El último gol fue la prueba de ello. Justo cuando Messi parecía haberse volatilizado en la cancha, tuvo una, solo una, en sus pies, y la empujó para anotar contra sus archienemigos y, de paso, contra el exceso de confianza de Zidane. Con uno de menos, con Sergio Ramos, el de los cabezazos in extremis, echado por roja directa en el segundo tiempo, El Madrid, lejos de asegurar un empate, se fue a la ofensiva. Y, si bien James les había devuelto el alma a los Merengues minutos antes, pasó lo que sabíamos que iba a pasar. Lo que sabía el vivísimo Marcelo. Lo que sabía Keylor, que había agotado el arsenal de atajadas bajo los tres palos. Lo que sabía Míster Zizou con su perfil argelinamente sereno. Lo que sabía, a santo de qué engañarnos, Florentino Pérez. Y mis vecinos.

Mis vecinos son de la clase de vecinos que no quieres tener de vecinos durante El Clásico. Escandalizan si la pelota le pega al larguero y bota. Si CR7 tiene todas las de anotar y se la manda a un camarógrafo. Si no pitan penal habiéndolo. Si agarran a uno en fuera de juego a punto de adentrarse en el área. Si la gambeta y la carrera de tal habilidoso deja a cuatro rivales quebrados por el camino.

Si Messi es Messi. Si Messi no es Messi.

Además, confunden. Si me traslado a la cocina a tomar agua de la nevera, ellos rugen y yo entonces corro para solo encontrarme con la imagen de un balón que patearon por fuera y se pierde en el piélago de los hinchas. Cualquier balón que vaya a parar al exterior de una cancha de fútbol, ya sea por el lateral o por el fondo, pierde sentido, deja de ser una esférica poderosa, se vulgariza. Y en un Clásico nadie está para enfocar vulgaridades.

Mis vecinos salen a comprar posters de futbolistas. Cantan reguetón durante los partidos. Intentan cantar el himno de la Champions League, al que, felizmente, no le han hecho una versión en reguetón. Intentan hacer chanza. Pegan manotazos a las persianas si su equipo anota. Pegan manotazos a los muebles si su equipo no anota.

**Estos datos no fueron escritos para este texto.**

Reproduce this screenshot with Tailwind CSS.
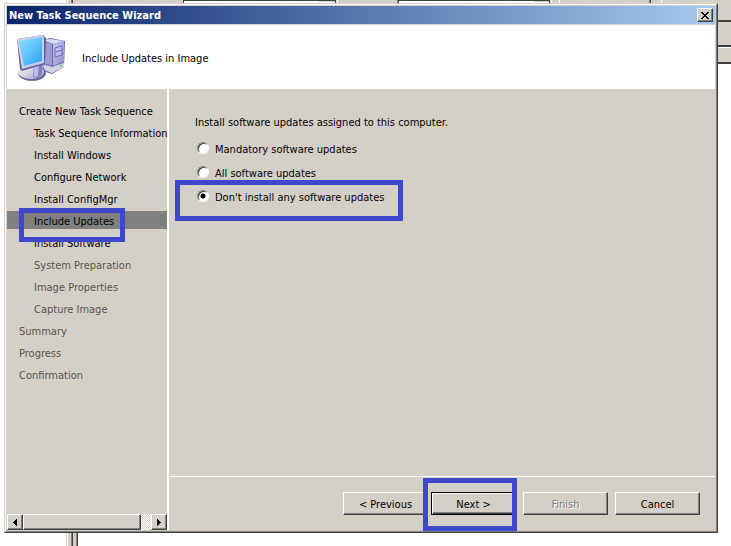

Vivimos la pasión en un país cada vez más divido entre barcelonistas y madridistas, cada vez más dividido entre gente con pasaporte español y gente con pasaporte cubano, y mis vecinos parece que quieren llevar la voz cantante. Nunca los he escuchado tan alborozados por el béisbol. En mi zona, en mi Comité de Defensa de la Revolución, el deporte nacional no tiene los días contados; es, de hecho, un pariente lejano y un difunto. El fútbol es, con todo lo endógeno y vernáculo que alcanza a ser, el pasatiempo supremo.

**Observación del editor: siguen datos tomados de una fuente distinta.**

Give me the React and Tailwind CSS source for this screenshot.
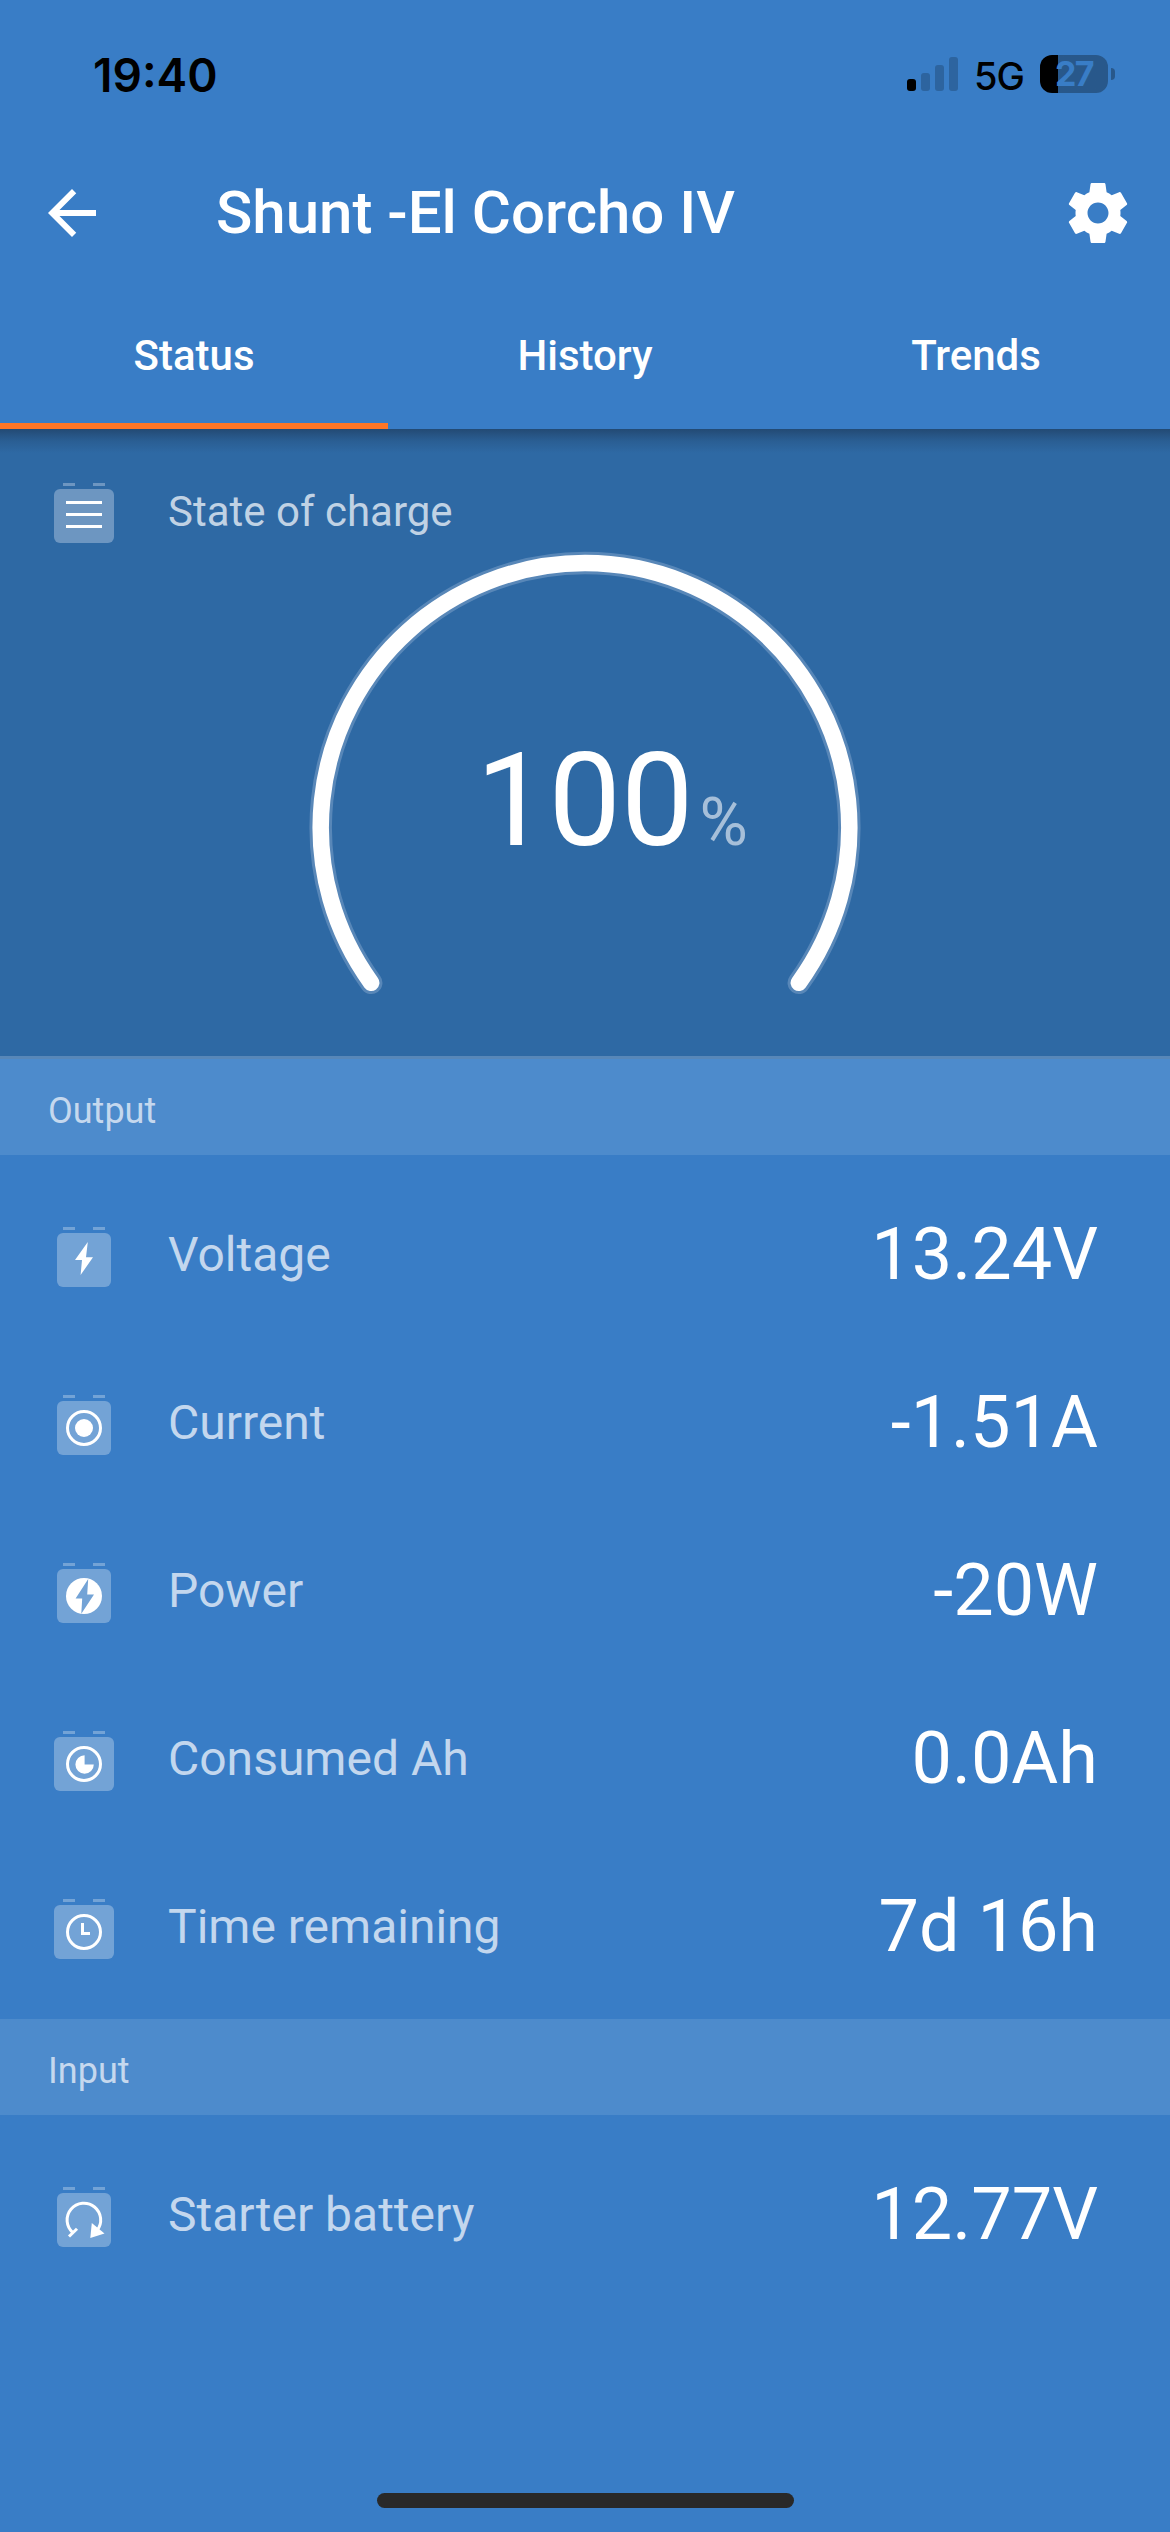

Sobre las seis de la tarde, uno de mis vecinos baja con una cara que el Sistema Informativo de la TVC hubiera calificado de “visiblemente emocionada”. Ya ha gritado contra los otros sus mofas, ha derrochado contra él mismo su ingenio. El vecino es bermejo y algo zambo y madridista –o “madrilistas” en vox populi. Otro fanático de los Blaugranas lo espicha, hace leña del árbol caído. Dice que después de que Messi marcara el tercero para poner el 3-2 final del partido, llamó por teléfono al madridista bermejo y que, por cómo se escuchaba, debió haberse escondido en el armario y contestar desde ahí adentro. El madridista bermejo dice que todavía le queda juego a La Liga y que su equipo aún se mantiene disputando la Champions. El barcelonista dice que Messi definió como definen los grandes, que los goles de Casemiro y James fueron nonadas. Después, otros dos casi se van a las manos por un deporte que se juega regladamente con los pies, pero que también involucra a las almas habaneramente pendencieras.